Natural gas continues to play a major role in shaping energy markets in the Mid-Atlantic region, including in New Jersey, according to the operator of the nation’s largest power grid.
In a presentation yesterday to the Federal Energy Regulatory Commission, a PJM Interconnection executive said that more than half of the proposed power plants in the region, which would deliver a total of about 70,000 megawatts, involve natural-gas fired generation.
Gas consumed in the regional energy market increased from 14 percent last year (2011) to 20 percent year to date, according to PJM. This reflects the fact that this area benefits from two major shale gas supplies — the Marcellus and Utica formations — considered the two largest shale gas reserves in the country.
The dynamics of the market appear to clash with many environmental groups who oppose extracting natural gas with hydraulic fracturing. Critics argue that the process, dubbed “fracking” by foes, endangers the drinking water of millions of people in New Jersey and the surrounding area.
Fracking injects huge quantities of water, as well as a smaller amount of chemicals, into shale formations where large deposits of natural gas have been found. It has fueled a boom in natural gas, which has helped lower electricity prices for consumers and businesses.
The Christie administration views natural gas as playing a central role in the state’s energy future, a policy reflected in the new Energy Master Plan adopted last year and in bipartisan legislation signed by the governor. The law guarantees ratepayers’ subsidies to help build two gas-fired power plants in the state.
PJM, which serves 50 million people in a territory stretching from the Eastern Seaboard to Illinois, would also benefit because it has the largest concentration of interstate gas pipelines of any other organized electricity market, with 32 pipelines. One gas executive called it the “best-piped region in the country.’’
The discovery of vast new sources of natural gas has resulted in massive changes in the energy sector, according to energy analysts.
“It’s really changed the entire landscape in the energy sector,’’ said Paul Patterson, an energy analyst at Glenrock Associates. Natural gas has not only lowered the cost of electricity, but also created hurdles for other types of energy generation, such as nuclear.
With tough new air pollution rules likely to lead to the closing of many coal-fired plants, which until recently supplied the bulk of the electricity in the country, natural gas is viewed as a bridge fuel to other, cleaner sources of power.
Those cleaner sources of fuel, however, pale in comparison with the 54 percent of new natural-gas fired plants under study by PJM, according to the grid operator.
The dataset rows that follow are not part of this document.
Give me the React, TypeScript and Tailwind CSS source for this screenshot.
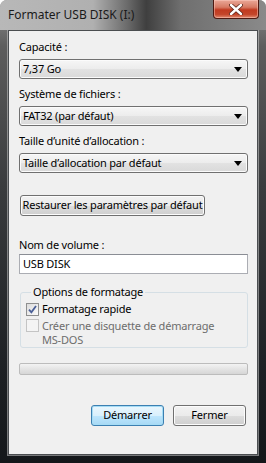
import type { ReactNode } from 'react'

const font = { fontFamily: '"Noto Sans", "Open Sans", sans-serif' }

function Arrow() {
  return (
    <svg width="8" height="5" viewBox="0 0 8 5" className="shrink-0">
      <path d="M0 0 H8 L4 5 Z" fill="#000" />
    </svg>
  )
}

function Combo({ value }: { value: string }) {
  return (
    <div className="mt-[4px] flex h-[20px] w-[229px] items-center justify-between rounded-[3px] border border-[#707070] bg-[linear-gradient(#f6f6f6_0%,#ececec_50%,#e2e2e2_51%,#d9d9d9_100%)] pl-[3px] pr-[5px] shadow-[inset_0_0_0_1px_#fbfbfb]">
      <span className="leading-[16px]">{value}</span>
      <Arrow />
    </div>
  )
}

function Label({ children, mt }: { children: ReactNode; mt: string }) {
  return <div className={`${mt} h-[16px] leading-[16px]`}>{children}</div>
}

function Check({ checked, disabled }: { checked?: boolean; disabled?: boolean }) {
  return (
    <div
      className={`flex h-[13px] w-[13px] shrink-0 items-center justify-center border ${
        disabled
          ? 'border-[#c4c4c4] bg-[#f4f4f4]'
          : 'border-[#8e8f8f] bg-[linear-gradient(135deg,#dcdcdc,#fbfbfb)]'
      }`}
    >
      {checked && (
        <svg width="9" height="9" viewBox="0 0 9 9">
          <path d="M1 4.6 L3.4 7.4 L8 1" fill="none" stroke="#4a5f97" strokeWidth="1.8" />
        </svg>
      )}
    </div>
  )
}

export default function App() {
  return (
    <div className="h-[463px] w-[266px] overflow-hidden bg-white text-[11px] tracking-[-0.2px] text-[#000]" style={font}>
      <div className="flex h-full flex-col rounded-t-[7px] bg-[linear-gradient(#8e8e8e_0%,#5d5d5d_10%,#3a3c3e_40%,#1d2024_80%,#14171a_100%)]">
        {/* Title bar */}
        <div className="relative h-[30px] shrink-0 rounded-t-[7px] bg-[linear-gradient(90deg,#b8b8b8_0%,#b0b0b0_35%,#6a6a6a_48%,#3f3f3f_55%,#6f6f6f_68%,#8a8a8a_100%)]">
          <span className="absolute left-[8px] top-[7px] text-[12px] leading-[16px] tracking-normal text-[#1a1a1a]">Formater USB DISK (I:)</span>
          <div className="absolute right-[7px] top-0 flex h-[19px] w-[46px] items-center justify-center rounded-b-[4px] border border-t-0 border-[#4e1a12] bg-[linear-gradient(#eaa898_0%,#d67a64_40%,#c13a20_55%,#c4452a_80%,#e08a70_100%)] shadow-[inset_0_0_0_1px_rgba(255,210,200,0.45)]">
            <svg width="14" height="11" viewBox="0 0 14 11">
              <path d="M2 1 L12 10 M12 1 L2 10" stroke="#5a2418" strokeWidth="4" strokeLinecap="round" />
              <path d="M2 1 L12 10 M12 1 L2 10" stroke="#fff" strokeWidth="2.4" strokeLinecap="round" />
            </svg>
          </div>
        </div>

        {/* Client area */}
        <div className="mx-[8px] mb-[8px] flex flex-1 flex-col border border-[#4a4d50] bg-[#f0f0f0] pl-[10px] pt-[8px] shadow-[0_0_0_1px_rgba(200,200,200,0.55)]">
          <Label mt="mt-0">Capacité :</Label>
          <Combo value="7,37 Go" />
          <Label mt="mt-[7px]">Système de fichiers :</Label>
          <Combo value="FAT32 (par défaut)" />
          <Label mt="mt-[7px]">Taille d’unité d’allocation :</Label>
          <Combo value="Taille d’allocation par défaut" />

          <button className="ml-[1px] mt-[22px] flex h-[21px] w-[185px] items-center justify-center whitespace-nowrap rounded-[3px] border border-[#707070] bg-[linear-gradient(#f2f2f2_0%,#ebebeb_50%,#dddddd_51%,#cfcfcf_100%)] shadow-[inset_0_0_0_1px_#fcfcfc]">
            Restaurer les paramètres par défaut
          </button>

          <Label mt="mt-[21px]">Nom de volume :</Label>
          <div className="mt-[1px] flex h-[20px] w-[229px] items-center border border-[#abadb3] border-t-[#8a8d94] bg-white pl-[3px]">
            USB DISK
          </div>

          <fieldset className="ml-[1px] mt-[10px] h-[64px] w-[228px] rounded-[3px] border border-[#d5dfe5] pl-[5px]">
            <legend className="ml-[5px] px-[2px] leading-[16px]">Options de formatage</legend>
            <div className="mt-[1px] flex items-center gap-[3px] leading-[16px]">
              <Check checked />
              <span>Formatage rapide</span>
            </div>
            <div className="mt-[2px] flex items-start gap-[3px] text-[#6d6d6d]">
              <Check disabled />
              <span className="leading-[14px]">
                Créer une disquette de démarrage
                <br />
                MS-DOS
              </span>
            </div>
          </fieldset>

          <div className="mt-[15px] h-[12px] w-[229px] rounded-[2px] border border-[#bcbcbc] bg-[linear-gradient(#f3f3f3_0%,#e4e4e4_50%,#d6d6d6_100%)]" />

          <div className="mt-[30px] flex justify-end gap-[9px] pr-[11px]">
            <button className="flex h-[21px] w-[73px] items-center justify-center rounded-[3px] border border-[#3c7fb1] bg-[linear-gradient(#eaf6fd_0%,#d9f0fc_50%,#bee6fd_51%,#a7d9f5_100%)] shadow-[inset_0_0_0_1px_#a5dcf5]">
              Démarrer
            </button>
            <button className="flex h-[21px] w-[73px] items-center justify-center rounded-[3px] border border-[#707070] bg-[linear-gradient(#f2f2f2_0%,#ebebeb_50%,#dddddd_51%,#cfcfcf_100%)] shadow-[inset_0_0_0_1px_#fcfcfc]">
              Fermer
            </button>
          </div>
        </div>
      </div>
    </div>
  )
}
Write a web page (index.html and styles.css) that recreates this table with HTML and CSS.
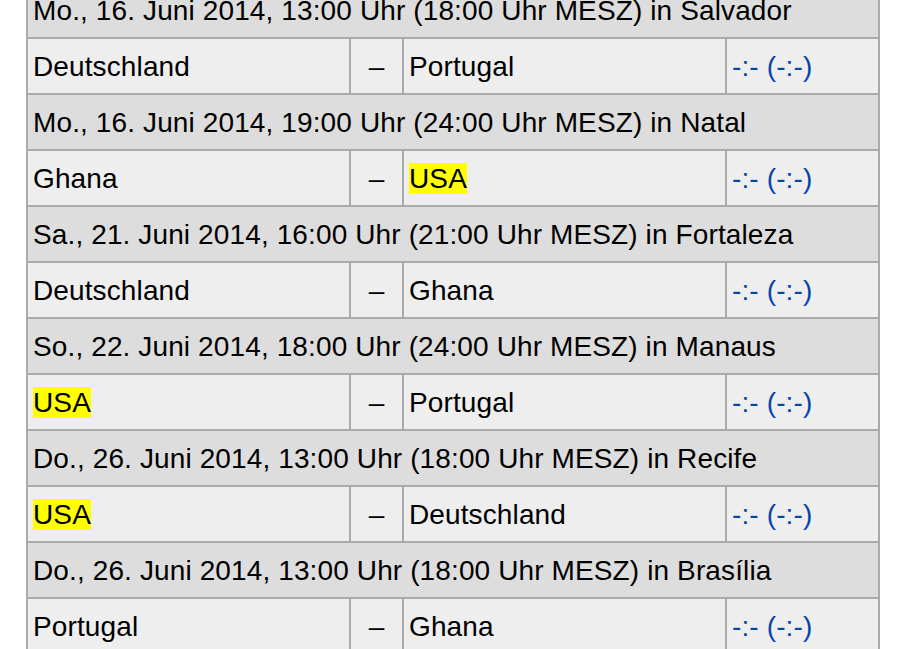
FILE: index.html
```html
<!DOCTYPE html>
<html lang="de">
<head>
<meta charset="utf-8">
<title>Gruppe G</title>
<link rel="stylesheet" href="styles.css">
</head>
<body>
<table class="matches">
  <colgroup>
    <col class="c-home">
    <col class="c-dash">
    <col class="c-away">
    <col class="c-result">
  </colgroup>
  <tbody>
    <tr class="info"><td colspan="4">Mo., 16. Juni 2014, 13:00 Uhr (18:00 Uhr MESZ) in Salvador</td></tr>
    <tr class="game"><td>Deutschland</td><td class="dash">–</td><td>Portugal</td><td><a href="#">-:- (-:-)</a></td></tr>
    <tr class="info"><td colspan="4">Mo., 16. Juni 2014, 19:00 Uhr (24:00 Uhr MESZ) in Natal</td></tr>
    <tr class="game"><td>Ghana</td><td class="dash">–</td><td><span class="hl">USA</span></td><td><a href="#">-:- (-:-)</a></td></tr>
    <tr class="info"><td colspan="4">Sa., 21. Juni 2014, 16:00 Uhr (21:00 Uhr MESZ) in Fortaleza</td></tr>
    <tr class="game"><td>Deutschland</td><td class="dash">–</td><td>Ghana</td><td><a href="#">-:- (-:-)</a></td></tr>
    <tr class="info"><td colspan="4">So., 22. Juni 2014, 18:00 Uhr (24:00 Uhr MESZ) in Manaus</td></tr>
    <tr class="game"><td><span class="hl">USA</span></td><td class="dash">–</td><td>Portugal</td><td><a href="#">-:- (-:-)</a></td></tr>
    <tr class="info"><td colspan="4">Do., 26. Juni 2014, 13:00 Uhr (18:00 Uhr MESZ) in Recife</td></tr>
    <tr class="game"><td><span class="hl">USA</span></td><td class="dash">–</td><td>Deutschland</td><td><a href="#">-:- (-:-)</a></td></tr>
    <tr class="info"><td colspan="4">Do., 26. Juni 2014, 13:00 Uhr (18:00 Uhr MESZ) in Brasília</td></tr>
    <tr class="game"><td>Portugal</td><td class="dash">–</td><td>Ghana</td><td><a href="#">-:- (-:-)</a></td></tr>
  </tbody>
</table>
</body>
</html>
```
FILE: styles.css
```css
html, body {
  margin: 0;
  padding: 0;
  background: #fff;
}
body {
  font-family: "Liberation Sans", Arial, sans-serif;
  font-size: 28px;
  letter-spacing: 0.12px;
  color: #000;
}
.matches {
  border-collapse: collapse;
  table-layout: fixed;
  width: 854px;
  margin: -19px 0 0 26px;
}
.c-home { width: 323px; }
.c-dash { width: 53px; }
.c-away { width: 323px; }
.c-result { width: 153px; }
.matches td {
  border: 2px solid #aaa;
  padding: 1px 5px 0;
  height: 53px;
  line-height: 32px;
  vertical-align: middle;
  text-align: left;
  white-space: nowrap;
}
.info td { background: #ddd; }
.game td { background: #eee; }
.matches td.dash { text-align: center; padding: 1px 0 0; }
.matches a {
  color: #0645ad;
  text-decoration: none;
}
.hl { background: #ff0; }
```
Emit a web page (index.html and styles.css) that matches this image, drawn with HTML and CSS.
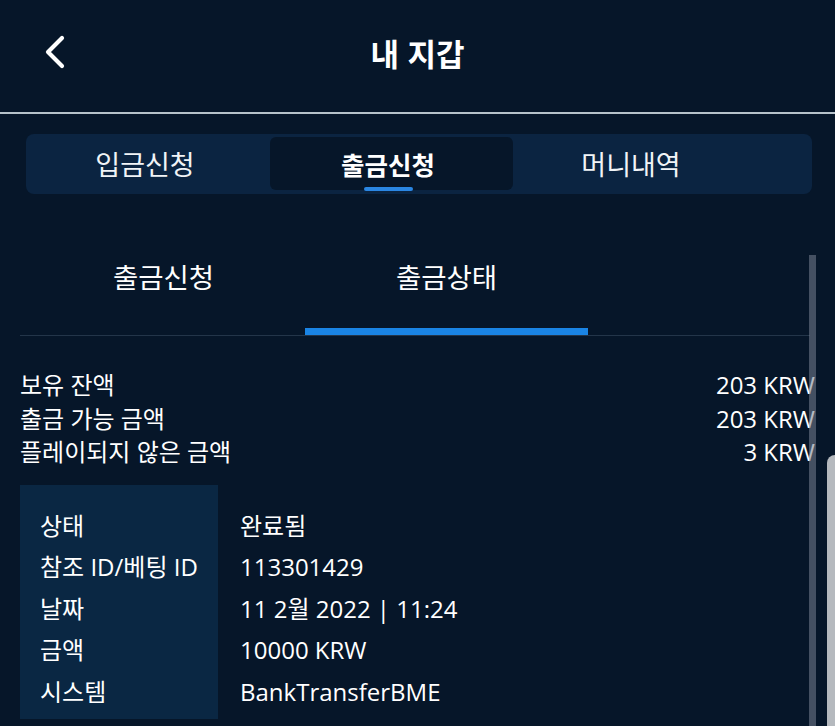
FILE: index.html
```html
<!DOCTYPE html>
<html lang="ko">
<head>
    <meta charset="UTF-8">
    <meta name="viewport" content="width=device-width, initial-scale=1.0">
    <title>내 지갑</title>
    <link rel="stylesheet" href="styles.css">
</head>
<body>
    <!-- Top bar -->
    <header class="topbar">
        <a class="back" href="#">
            <svg width="22" height="34" viewBox="0 0 22 34"><polyline points="18,3 4,17 18,31" fill="none" stroke="#fff" stroke-width="4.2" stroke-linecap="round" stroke-linejoin="round"/></svg>
        </a>
        <h1>내 지갑</h1>
    </header>

    <!-- Wallet sections -->
    <nav class="segments">
        <div class="seg">입금신청</div>
        <div class="seg active">출금신청<span class="dot"></span></div>
        <div class="seg">머니내역</div>
    </nav>

    <div class="subtabs">
        <div class="subtab">출금신청</div>
        <div class="subtab active">출금상태</div>
    </div>

    <div class="balances">
        <div class="row"><span>보유 잔액</span><span>203 KRW</span></div>
        <div class="row"><span>출금 가능 금액</span><span>203 KRW</span></div>
        <div class="row"><span>플레이되지 않은 금액</span><span>3 KRW</span></div>
    </div>

    <div class="details">
        <ul class="labels">
            <li>상태</li>
            <li>참조 ID/베팅 ID</li>
            <li>날짜</li>
            <li>금액</li>
            <li>시스템</li>
        </ul>
        <ul class="values">
            <li>완료됨</li>
            <li>113301429</li>
            <li>11 2월 2022 | 11:24</li>
            <li>10000 KRW</li>
            <li>BankTransferBME</li>
        </ul>
    </div>

    <div class="scrollbar"></div>
    <div class="side-sheet"></div>
</body>
</html>
```

FILE: styles.css
```css
body { margin: 0; background: #061629; color: #fff; font-family: "Open Sans", "Noto Sans CJK KR", sans-serif; height: 726px; overflow: hidden; position: relative; }
ul { list-style: none; margin: 0; padding: 0; }

.topbar { height: 112px; border-bottom: 2px solid #b6c2ca; display: flex; align-items: center; justify-content: center; position: relative; }
.topbar h1 { margin: 0; font-size: 31px; font-weight: 700; font-family: "Noto Sans CJK KR", sans-serif; margin-top: -8px; }
.back { position: absolute; left: 44px; top: 35px; display: block; }

.segments { margin: 20px 23px 0 26px; height: 60px; box-sizing: border-box; padding: 3px 0 4px 1px; background: #0b2441; border-radius: 8px; display: flex; }
.seg { width: 243px; box-sizing: border-box; padding-right: 7px; display: flex; align-items: center; justify-content: center; font-size: 27px; font-family: "Noto Sans CJK KR", sans-serif; font-weight: 400; color: #f1f4f7; border-radius: 6px; position: relative; }
.seg.active { background: #061629; font-size: 25.5px; font-weight: 700; color: #fff; }
.dot { position: absolute; bottom: -1px; left: 50%; width: 49px; height: 4px; margin-left: -28px; border-radius: 2px; background: #2a86e2; }

.subtabs { margin: 26px 25px 0 20px; padding-left: 2px; display: flex; border-bottom: 1px solid #233549; }
.subtab { width: 283px; height: 115px; box-sizing: border-box; padding-top: 38px; line-height: 36px; text-align: center; font-size: 27.5px; font-family: "Noto Sans CJK KR", sans-serif; border-bottom: 7px solid transparent; }
.subtab.active { border-bottom-color: #1a84e4; }

.balances { margin: 32px 20px 0 20px; font-size: 24px; }
.row { display: flex; justify-content: space-between; line-height: 33.5px; }

.details { margin: 16px 20px 0 20px; display: flex; font-size: 24px; }
.labels { width: 198px; box-sizing: border-box; padding: 20px 0 7px 20px; background: #0a2743; }
.values { padding: 20px 0 0 22px; }
.details li { line-height: 41.5px; }

.scrollbar { position: absolute; left: 809px; top: 255px; width: 7px; bottom: 0; background: rgba(120, 130, 145, 0.55); }
.side-sheet { position: absolute; left: 827px; top: 455px; right: 0; bottom: 0; background: #b5b9be; border-top-left-radius: 10px; }
```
The natural gas proposals surpassed the 37 percent of wind generation, while new coal facilities account for just 1 percent; nuclear just 4 percent; and solar only 3 percent. Other types of generation make up another 1 percent.
Still, some participants at the conference in Washington, D.C., questioned the reliability of the electric power grid if it came to rely primarily on natural gas delivered through pipelines, particularly if problems arose in the delivery system.
But FERC Commissioner Cheryl LaFleur downplayed that notion, saying it is “a high-class problem to have,’’ given the steep drop in natural gas prices.
Gas pipeline executives said they are ready to meet the needs of any users of gas, including building new pipelines, if necessary.
New Jersey’s Energy Master Plan backs the building of new gas pipelines, a policy that has come under fire from environmental groups that oppose this expansion since many pipelines cut through state parks and other preserved open spaces.